The Man by Jan Möllmer and Tien Tsai-Wei of Peculiar Man (Germany/Taiwan)
Shifting between reality and fiction, The Man is a beautiful and rightfully peculiar dance-theatre piece about a man and a woman’s tumultuous relationship. Like a series of stills on a film strip, the story unravels from frame to frame, along with the beats of the music. It is a dark comedy that investigates power relations between a couple, although there could possibly be no romantic link between them.
The man, Jan, attempts to control the petite-sized woman, Tsai-Wei, through the long coat she has on. The woman appears to be manipulated, physically, in this story. Her head disappears, while her legs are shortened. She is contorted into strange objects, at one point being an ironing board for the man to iron his tie. However, it didn’t take long before the woman realises she too can retaliate and gain control over the man. The man becomes soft and lethargic when he loses the coat.

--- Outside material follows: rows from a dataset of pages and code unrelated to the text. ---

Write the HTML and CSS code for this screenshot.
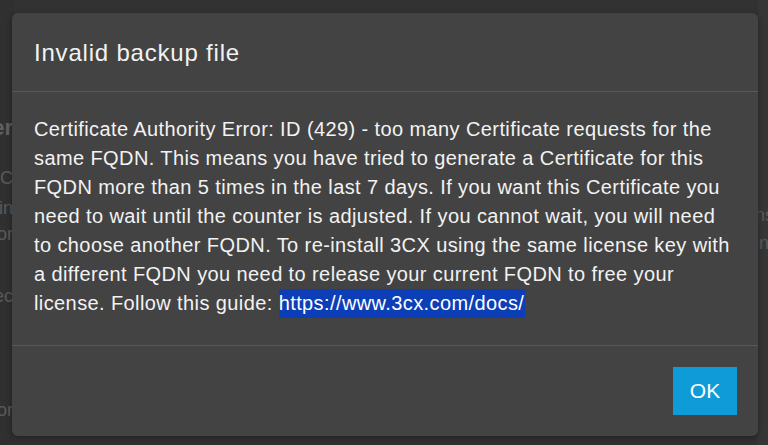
FILE: index.html
```html
<!DOCTYPE html>
<html>
<head>
<meta charset="utf-8">
<link rel="stylesheet" href="styles.css">
</head>
<body>
<div class="page">
  <div class="strip strip-left">
    <div class="bg-line bg-head" style="top:116px">Header</div>
    <div class="bg-line" style="top:166px">Certificate C</div>
    <div class="bg-line" style="top:196px">Domain</div>
    <div class="bg-line" style="top:222px">Registration or</div>
    <div class="bg-line" style="top:284px">Select ec</div>
    <div class="bg-line" style="top:398px">Option or</div>
  </div>
  <div class="strip strip-right">
    <div class="bg-line" style="top:203px">nstall</div>
    <div class="bg-line" style="top:231px">info</div>
  </div>
</div>
<div class="modal">
  <div class="modal-header">
    <h4 class="modal-title">Invalid backup file</h4>
  </div>
  <div class="modal-body">
    Certificate Authority Error: ID (429) - too many Certificate requests for the same FQDN. This means you have tried to generate a Certificate for this FQDN more than 5 times in the last 7 days. If you want this Certificate you need to wait until the counter is adjusted. If you cannot wait, you will need to choose another FQDN. To re-install 3CX using the same license key with a different FQDN you need to release your current FQDN to free your license. Follow this guide: <span class="sel">https://www.3cx.com/docs/</span>
  </div>
  <div class="modal-footer">
    <button class="btn">OK</button>
  </div>
</div>
</body>
</html>
```

FILE: styles.css
```css
html, body {
  margin: 0;
  padding: 0;
  width: 768px;
  height: 445px;
  overflow: hidden;
  background: #323232;
  font-family: "Liberation Sans", Arial, sans-serif;
}
.page {
  position: relative;
  width: 768px;
  height: 445px;
}
.strip {
  position: absolute;
  top: 0;
  height: 445px;
  overflow: hidden;
}
.strip-left {
  left: 0;
  width: 14px;
  background: #303030;
}
.strip-right {
  left: 758px;
  width: 10px;
  background: #363636;
}
.bg-line {
  position: absolute;
  white-space: nowrap;
  font-size: 18px;
  color: #5a5a5a;
  line-height: 24px;
}
.strip-left .bg-line {
  right: 1px;
}
.strip-right .bg-line {
  left: -3px;
}
.bg-head {
  font-weight: bold;
  font-size: 22px;
  color: #606060;
}
.modal {
  position: absolute;
  left: 12px;
  top: 13px;
  width: 746px;
  height: 423px;
  box-sizing: border-box;
  background: #434343;
  border-radius: 6px;
  box-shadow: 0 2px 6px rgba(0,0,0,0.35);
  display: flex;
  flex-direction: column;
  color: #f2f2f2;
}
.modal-header {
  padding: 27px 22px 25px;
  border-bottom: 1px solid #585858;
}
.modal-title {
  margin: 0;
  font-size: 24px;
  font-weight: normal;
  line-height: 26px;
  letter-spacing: 0.8px;
}
.modal-body {
  padding: 23px 24px 0 22px;
  font-size: 20px;
  line-height: 29px;
  letter-spacing: 0.4px;
  flex: 1;
}
.sel {
  background: #0b3eb7;
  color: #ffffff;
  padding: 3px 1px 4px 0;
}
.modal-footer {
  padding: 21px 21px 21px;
  border-top: 1px solid #585858;
  display: flex;
  justify-content: flex-end;
}
.btn {
  width: 64px;
  height: 48px;
  border: none;
  border-radius: 0;
  background: #0f9bd7;
  color: #ffffff;
  font-family: "Liberation Sans", Arial, sans-serif;
  font-size: 21px;
  padding: 0;
}
```
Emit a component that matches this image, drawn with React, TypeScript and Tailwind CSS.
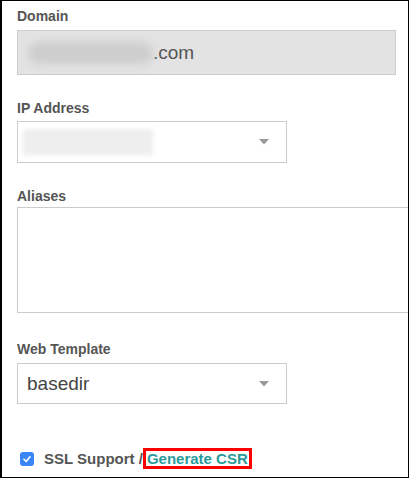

Other than the coat being one symbol of power, a classic rotary dial telephone is also used to question authority. Only the man can successfully answer the phone. But he appears to be no match to whoever is on the other side of the line, his body weakening as the speaks unintelligibly to the phone. The work cleverly makes use of simple props to tell the story, mostly in unexpected ways. When the man faints and falls to the ground the woman comes to his rescue, using the phone and iron to resuscitate him. Hilarity ensues.
So, who has the ultimate power the another? In the end, both man and woman fit into a single coat, and collaboratively, they manage to ‘lit a cigarette’ each and take a couple of puffs, perhaps to suggest that despite differences, we are one and all the same, especially when we work together.